Qu’est ce qui te fait reprendre le départ du VG ?
Ce sont des bateaux totalement dingues. Quand on voit notre bateau à l’image, on se dit que ce n’est pas nous à bord. Abattre des moyennes délirantes, voler est très, très grisant notamment à plus de 25 nœuds dans des mers déchaînées. Voilà pourquoi je repars.
Comment te situes-tu par rapport à ta concurrence ?

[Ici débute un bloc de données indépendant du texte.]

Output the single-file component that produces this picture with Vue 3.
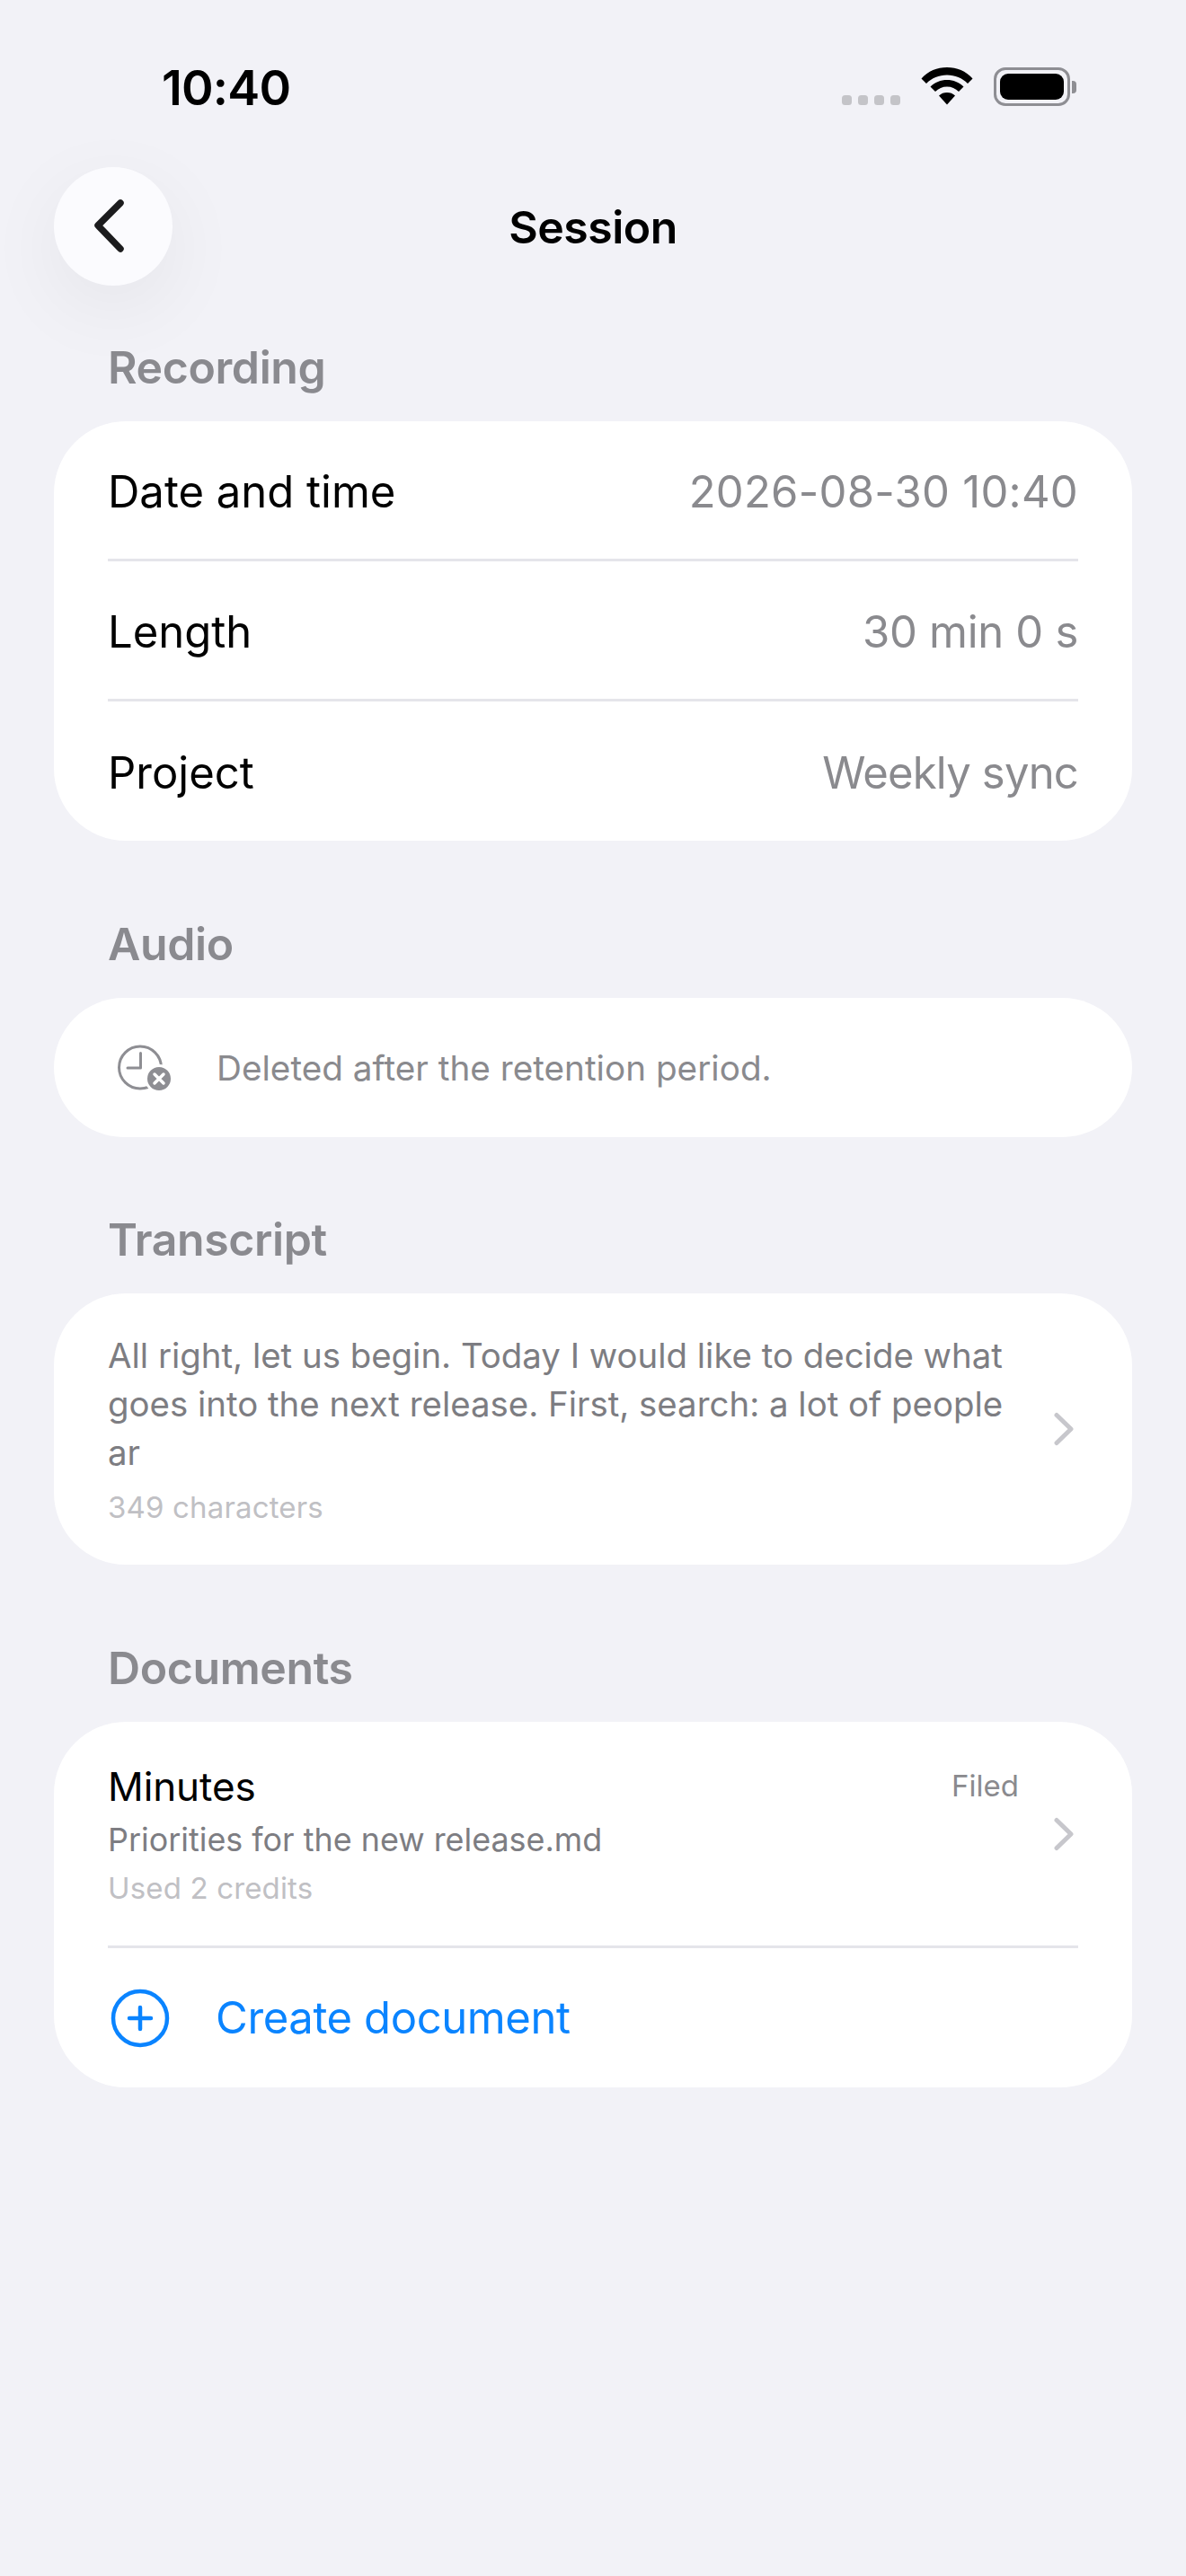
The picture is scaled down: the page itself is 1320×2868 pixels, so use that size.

Nulle part. Je ne m’intéresse pas à ma concurrence, vraiment et très sincèrement. Les plus belles courses que j’ai faites, la Route du Rhum et la Transat CIC, c’est vraiment quand je vis ma vie à bord sans me focaliser sur ma concurrence. Je fais ma course. Je ne suis pas les autres. Je fais mes trajectoires. Je ne télécharge d’ailleurs pas toujours les fichiers météos.
Quel est ton rapport à la solitude ?
Il y aura forcément des coups de mou sur le Vendée Globe mais j’ai l’expérience de mon premier où j’avais eu lors de la descente de l’Atlantique de véritables manques des autres. J’avais d’ailleurs beaucoup écrit sur la solitude. Là, je me sens prêt à être seul alors que ce n’est pas dans mon tempérament. Je suis plus un homme de collectif.
Quelles sont tes fiertés ?
Avec mon frère Jérémy, nous sommes arrivés à un projet génial et très abouti avec un budget bien moins important que les grandes équipes. C’est une fierté pour un gars comme moi qui coulait du béton et pour un prof de sport comme mon frère. Nous sommes des autodidactes complets. Nous avons fédéré. Nous avons un top stand en immersion sur le village du Vendée Globe. 2 millions d’euros de budget par an, 1 million pour le bateau, 1 million pour le reste, nous sommes le meilleur ratio qualité-prix du circuit IMOCA.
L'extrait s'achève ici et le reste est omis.